Gary Smith, the former basketball coach at Division III University of Redlands in California, remembers watching a game film of Grinnell in 2002 and falling in love with the style of play.
"It just takes your breath away," Smith says. "That's what a lot of fans say, too. They leave the gymnasium fatigued themselves just watching the game."
Smith called Arseneault Sr. and the two quickly became friends. Arseneault Sr. invited Smith to Iowa to learn the intricacies of system ball.
In 2004-05, Redlands set a new single-season scoring record that still stands by averaging 132.4 points per game. The mark broke Grinnell's record of 126.2 points per game established one season earlier.
Smith, for one, believes The System is invaluable because of the advantages it generates for multiple players to compete and build team chemistry. He says he knows of between 50 to 60 programs that use The System across the country, likely more, and Arseneault Sr. offers his knowledge to any coach who shows interest.
At the same time, implementing The System can be a dangerous proposition.
Evan Massey, a girls basketball coach at Galesburg High School in Illinois with 780 career victories, gave the The System a try in 2009. And in 2010-11, Galesburg set a state record for 3-pointers made (365) and came within one game of playing in the state semifinal. But this season, he abandoned The System halfway through the year because he didn't have the right type of players.
Massey says when shots don't fall, the personnel doesn't fit or a lack of depth materializes, results become embarrassing and the backlash can be overwhelming. That is why doubt remains as to whether it could ever work at higher levels of college basketball — the consequences of failure are simply too great.
"You look like you have no fundamentals because you're jacking up 3s and giving up so many layups," Massey says. "Anybody that's a basketball purist struggles with some of the aspects of that. In that way, it can become a lightning rod. Certainly at the high school level, it's a good way to get fired."
*****
Grinnell's players emerge from the stairwell and run onto the floor for second-half warmups. They do not bother with layup lines. Instead, they shoot 3-pointers — what else? — hoping three minutes of extra practice will cure their woes.
But the halftime speeches and warmups do little to slow Beloit's efficient offensive onslaught. The Pioneers creep within six points only to fall behind by double digits less than a minute later. It appears Grinnell's relentless pressure and carrousel of player substitutions won't break through this time.
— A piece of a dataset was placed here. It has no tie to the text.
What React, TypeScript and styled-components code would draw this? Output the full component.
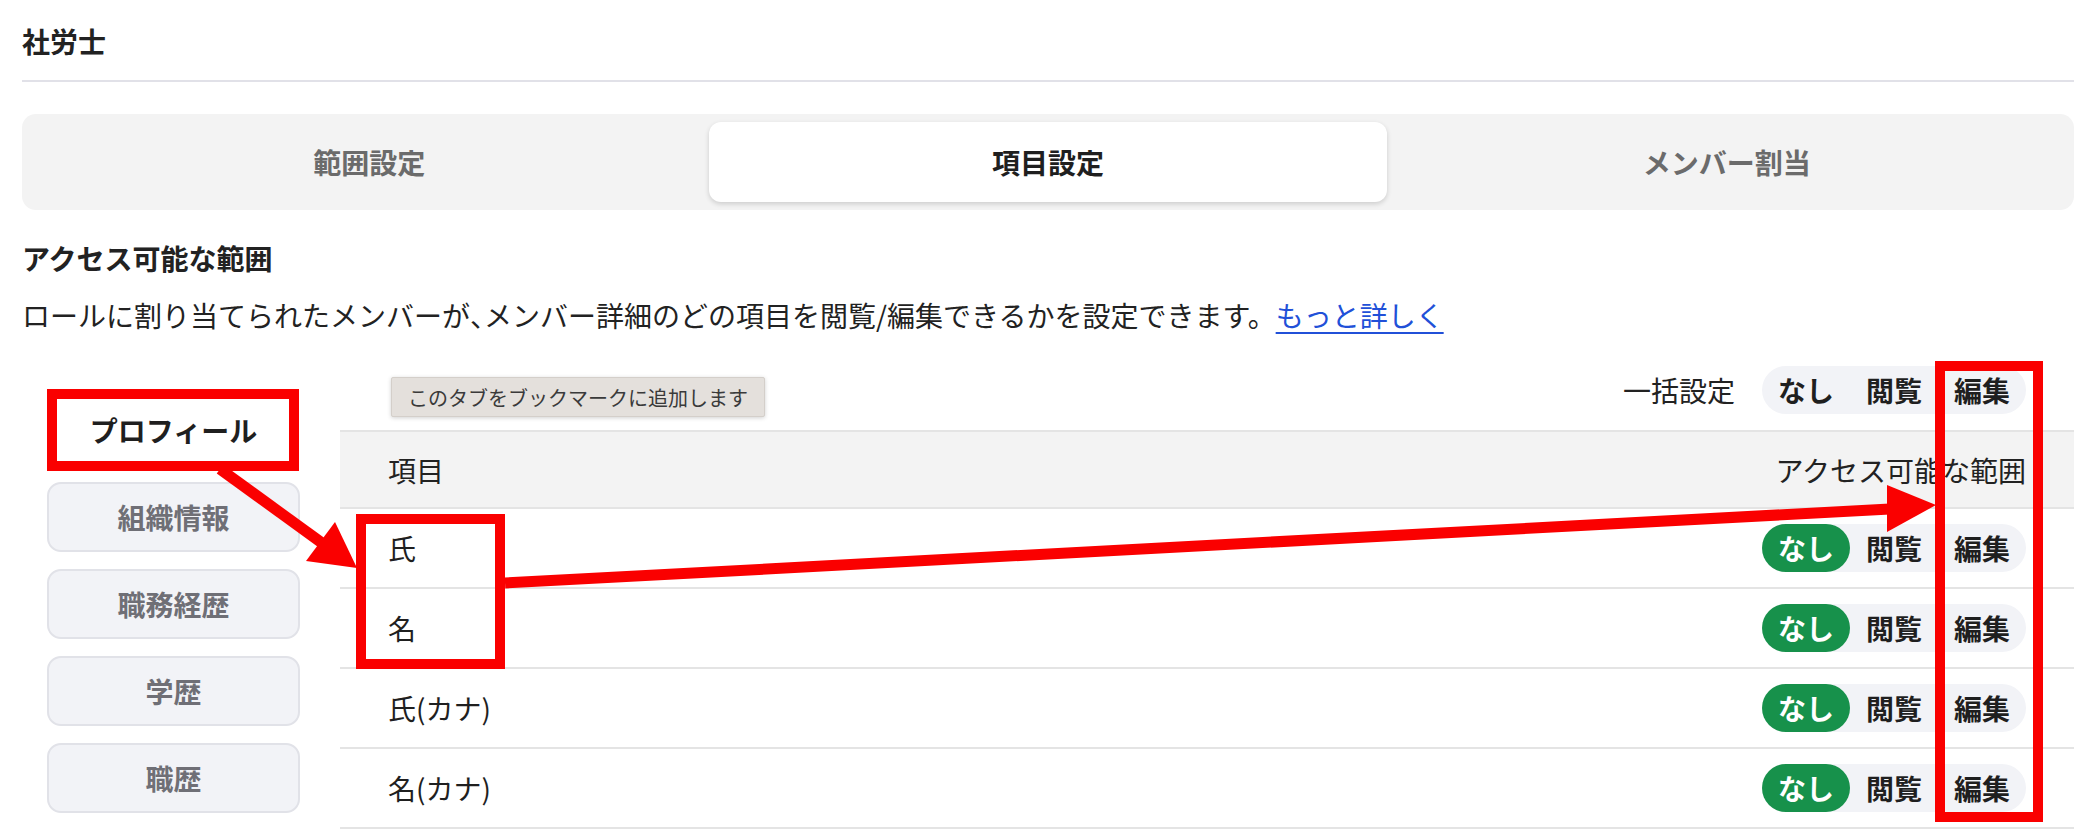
import React from 'react'
import styled, { createGlobalStyle } from 'styled-components'

//-----------------------------------------------------------------------------
// Data
//-----------------------------------------------------------------------------
const tabs = ['範囲設定', '項目設定', 'メンバー割当']
const sections = ['プロフィール', '組織情報', '職務経歴', '学歴', '職歴']
const items = ['氏', '名', '氏(カナ)', '名(カナ)']
const levels = ['なし', '閲覧', '編集']

//-----------------------------------------------------------------------------
// Component
//-----------------------------------------------------------------------------
const AccessPill = ({ active }: { active?: number }) => (
  <Pill>
    {levels.map((level, i) => (
      <Segment key={level} $active={i === active}>
        {level}
      </Segment>
    ))}
  </Pill>
)

const Annotations = () => (
  <Overlay viewBox="0 0 2090 830">
    <rect x="52" y="394" width="242" height="72" fill="none" stroke="#fa0000" strokeWidth="10" />
    <rect x="361" y="519" width="139" height="145" fill="none" stroke="#fa0000" strokeWidth="10" />
    <rect x="1940" y="366" width="98" height="451" fill="none" stroke="#fa0000" strokeWidth="10" />
    <line x1="220" y1="469" x2="322" y2="543" stroke="#fa0000" strokeWidth="11" />
    <polygon points="357,568 306,561 335,522" fill="#fa0000" />
    <line x1="505" y1="583" x2="1890" y2="509" stroke="#fa0000" strokeWidth="11" />
    <polygon points="1936,505 1887,485 1887,532" fill="#fa0000" />
  </Overlay>
)

export const App = () => {
  return (
    <Page>
      <GlobalStyle />
      <Title>社労士</Title>
      <TabBar>
        {tabs.map((tab, i) => (
          <Tab key={tab} $active={i === 1}>
            {tab}
          </Tab>
        ))}
      </TabBar>
      <Heading>アクセス可能な範囲</Heading>
      <Description>
        ロールに割り当てられたメンバーが<Punct>、</Punct>メンバー詳細のどの項目を閲覧/編集できるかを設定できます。
        <Link href="#">もっと詳しく</Link>
      </Description>
      <Body>
        <Nav>
          {sections.map((section, i) => (
            <NavButton key={section} $active={i === 0}>
              {section}
            </NavButton>
          ))}
        </Nav>
        <Panel>
          <Tooltip>このタブをブックマークに追加します</Tooltip>
          <BulkBar>
            <BulkLabel>一括設定</BulkLabel>
            <AccessPill />
          </BulkBar>
          <Table>
            <HeaderRow>
              <span>項目</span>
              <span>アクセス可能な範囲</span>
            </HeaderRow>
            {items.map(item => (
              <Row key={item}>
                <span>{item}</span>
                <AccessPill active={0} />
              </Row>
            ))}
          </Table>
        </Panel>
      </Body>
      <Annotations />
    </Page>
  )
}

//-----------------------------------------------------------------------------
// Styled Components
//-----------------------------------------------------------------------------
const GlobalStyle = createGlobalStyle`
  body {
    margin: 0;
    background: #ffffff;
    color: #222222;
    font-family: "Noto Sans CJK JP", "Noto Sans", sans-serif;
  }
`

const Page = styled.div`
  position: relative;
  width: 2090px;
  height: 830px;
  overflow: hidden;
  box-sizing: border-box;
  padding: 0 16px 0 22px;
`

const Title = styled.div`
  padding: 21px 0 19px;
  font-size: 28px;
  line-height: 40px;
  font-weight: 700;
  border-bottom: 2px solid #e1e1e8;
`

const TabBar = styled.div`
  margin-top: 32px;
  height: 96px;
  box-sizing: border-box;
  padding: 8px;
  display: grid;
  grid-template-columns: repeat(3, 1fr);
  background: #f3f3f3;
  border-radius: 14px;
`

const Tab = styled.div<{ $active?: boolean }>`
  display: flex;
  justify-content: center;
  align-items: center;
  font-size: 28px;
  font-weight: 700;
  border-radius: 12px;
  color: ${p => (p.$active ? '#1f1f1f' : '#6b6b6b')};
  background: ${p => (p.$active ? '#ffffff' : 'transparent')};
  box-shadow: ${p => (p.$active ? '0 2px 5px rgba(0, 0, 0, 0.16)' : 'none')};
`

const Heading = styled.div`
  margin-top: 28px;
  font-size: 28px;
  line-height: 40px;
  font-weight: 700;
`

const Description = styled.div`
  margin-top: 17px;
  font-size: 28px;
  line-height: 40px;
  color: #222222;
`

const Punct = styled.span`
  font-feature-settings: "halt";
`

const Link = styled.a`
  color: #2150d8;
  text-decoration: underline;
  text-decoration-thickness: 2px;
  text-underline-offset: 5px;
`

const Body = styled.div`
  margin-top: 15px;
  padding-left: 25px;
  display: flex;
  gap: 40px;
`

const Nav = styled.div`
  width: 253px;
  flex-shrink: 0;
  padding-top: 45px;
  display: flex;
  flex-direction: column;
  gap: 17px;
`

const NavButton = styled.div<{ $active?: boolean }>`
  height: 70px;
  box-sizing: border-box;
  display: flex;
  justify-content: center;
  align-items: center;
  font-size: 28px;
  font-weight: 700;
  border-radius: 14px;
  border: 2px solid ${p => (p.$active ? '#ffffff' : '#e1e2e8')};
  background: ${p => (p.$active ? '#ffffff' : '#f2f3f7')};
  color: ${p => (p.$active ? '#1f1f1f' : '#6f6f76')};
`

const Panel = styled.div`
  position: relative;
  flex: 1;
`

const Tooltip = styled.div`
  position: absolute;
  left: 51px;
  top: 27px;
  height: 40px;
  box-sizing: border-box;
  padding: 0 16px;
  display: flex;
  align-items: center;
  font-size: 20px;
  color: #3a3a3a;
  background: #e4e0dc;
  border: 1px solid #d4cfca;
  border-radius: 2px;
  box-shadow: 0 1px 4px rgba(0, 0, 0, 0.18);
`

const BulkBar = styled.div`
  height: 80px;
  padding-right: 48px;
  display: flex;
  justify-content: flex-end;
  align-items: center;
  gap: 27px;
`

const BulkLabel = styled.span`
  font-size: 28px;
  color: #222222;
`

const Pill = styled.div`
  display: flex;
  height: 48px;
  border-radius: 24px;
  background: #f2f3f7;
`

const Segment = styled.div<{ $active?: boolean }>`
  width: 88px;
  display: flex;
  justify-content: center;
  align-items: center;
  font-size: 28px;
  font-weight: 700;
  border-radius: 24px;
  color: ${p => (p.$active ? '#ffffff' : '#1f1f1f')};
  background: ${p => (p.$active ? '#17914b' : 'transparent')};
`

const Table = styled.div`
  border-top: 2px solid #e4e4e4;
`

const HeaderRow = styled.div`
  height: 75px;
  padding: 0 48px;
  display: flex;
  justify-content: space-between;
  align-items: center;
  font-size: 28px;
  color: #222222;
  background: #f3f3f3;
  border-bottom: 2px solid #e4e4e4;
`

const Row = styled.div`
  height: 78px;
  padding: 0 48px;
  display: flex;
  justify-content: space-between;
  align-items: center;
  font-size: 28px;
  color: #1f1f1f;
  border-bottom: 2px solid #e4e4e4;
`

const Overlay = styled.svg`
  position: absolute;
  top: 0;
  left: 0;
  width: 2090px;
  height: 830px;
  pointer-events: none;
`

export default App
When Beloit's Grant Henrickson sinks two free throws with 9:45 remaining, Grinnell faces its largest deficit of the game at 73-58.
Then, something remarkable happens that Arseneault Sr. has seen many times before. He has won enough games this way to sense it coming.
They. Will. Tire.
Grinnell's Aaron Levin cans a 3-pointer. The Pioneers force a turnover and bury a second long ball. A missed Beloit layup helps Jesse Ney hit a 3, and another turnover leads to a Levin 3-pointer. Suddenly, the deficit is down to three points. Beloit's players appear in a panic, eyes darting between the dwindling lead on the scoreboard and the wave of Pioneers substitutions at the scorer's table.
Grinnell's confidence soars. The System is working.
"In the first 30 minutes, we don't really even care about the score," Lentsch says. "If we're up, it helps obviously. But in the last five or 10 minutes, it's winning time."
Lenstch, the man who scored 89 points in one game last season, swishes a 3-pointer in the left corner with 51 seconds remaining. He is fouled on the play and calmly hits the free throw to tie the game at 95-95.
Henrickson immediately grabs the ball out of bounds underneath Grinnell's basket and scans the court for an opening. He throws a low pass through a sea of flailing arms and double-teams that touches no one and skids into the bleachers. Grinnell ball.
The Pioneers spread the court, working the ball through the high-post man whose back is to the basket. His sole purpose is to find the next open 3-point shooter despite the defense sagging off in a 2-3 zone and daring him to take an uncontested 2-pointer. He spots Ney just to the right of the top of the key and hits him in stride. Ney rises up and nails a long 3-pointer to put Grinnell ahead, 98-95, with 27 seconds remaining. It is Grinnell's first lead since early in the first half.
Dazed Beloit players hang their heads, and Grinnell holds on for a 102-98 victory. Fifteen Pioneers playing in short bursts have wilted the wills — and legs — of another more talented opponent and its nine-player rotation.
In the visitor's locker room, the silence erupts into cheers. Players wait for both Arseneaults to walk through the doorway and surround them, bouncing up and down. Arseneault Sr. and his son smile.
"You never quit," Arseneault Jr. says. "An incredible battle back."
Players' belief in The System has been reaffirmed. Others may doubt the method, but they can't dispute the joy it has brought to this room.
A trail of Grinnell players throw on their warmup tops and sweatshirts, bracing for the cold walk to the team bus. They will rumble through the night back to Iowa and prepare for the next challenge with added conviction. The task will remain the same as always — to perfect chaos 40 minutes at a time.